Improving the Design Based on Test Feedback: Based on testing feedback, modify the PCB design to resolve issues. Common improvements include adding filtering circuits, adjusting signal routing, or rearranging components to enhance performance.
PCB Design Optimization Tips: Techniques such as optimizing the layout, reducing power noise, and improving thermal management can significantly improve design performance.
The Importance of Iteration: A single prototype is rarely sufficient to solve all potential issues. Iterative design and testing allow you to refine your PCB design for optimal functionality.
Chapter 7: Final Preparation and Mass Production
Once the prototype is validated, the next step is to prepare for mass production. This phase involves transitioning from prototype design to scalable manufacturing.
Preparing for Mass Production: Ensure all design documentation is complete, the manufacturing process is established, and production lines are ready. Review all materials, components, and assembly methods before mass production begins.
Challenges in Scaling to Mass Production: Mass production often introduces challenges like maintaining consistent quality, controlling production costs, and meeting delivery deadlines.

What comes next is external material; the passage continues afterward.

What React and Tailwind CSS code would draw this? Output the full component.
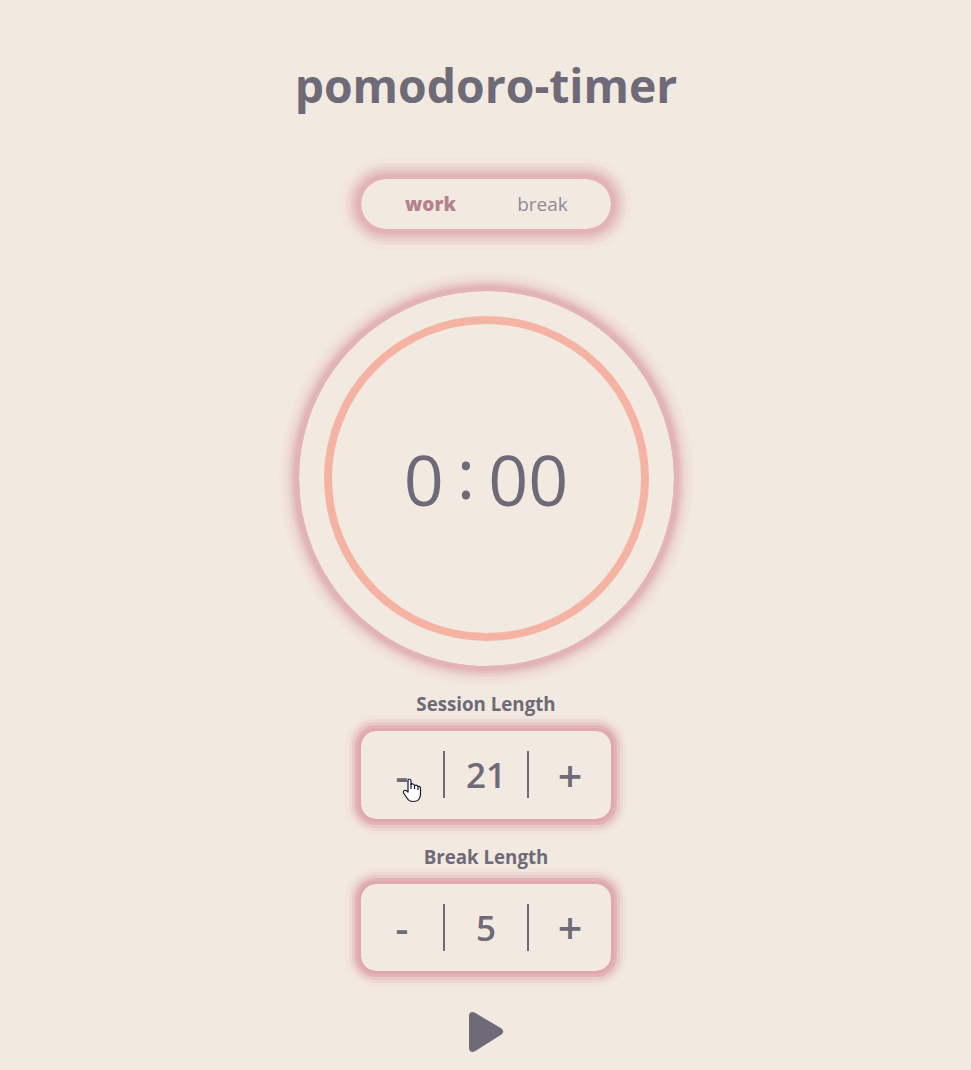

Cost Control and Production Efficiency: During mass production, it’s crucial to control costs while maximizing efficiency. Balancing these factors ensures that the final product can be manufactured at scale without compromising on quality.
Conclusion
The process from design to prototype is a complex yet essential phase in the development of any electronic product. Each step—whether designing the PCB, selecting a manufacturer, conducting tests, or optimizing the prototype—requires attention to detail and precise execution. By following this guide, you can navigate the challenges of PCB prototyping effectively and ensure a smooth transition to mass production.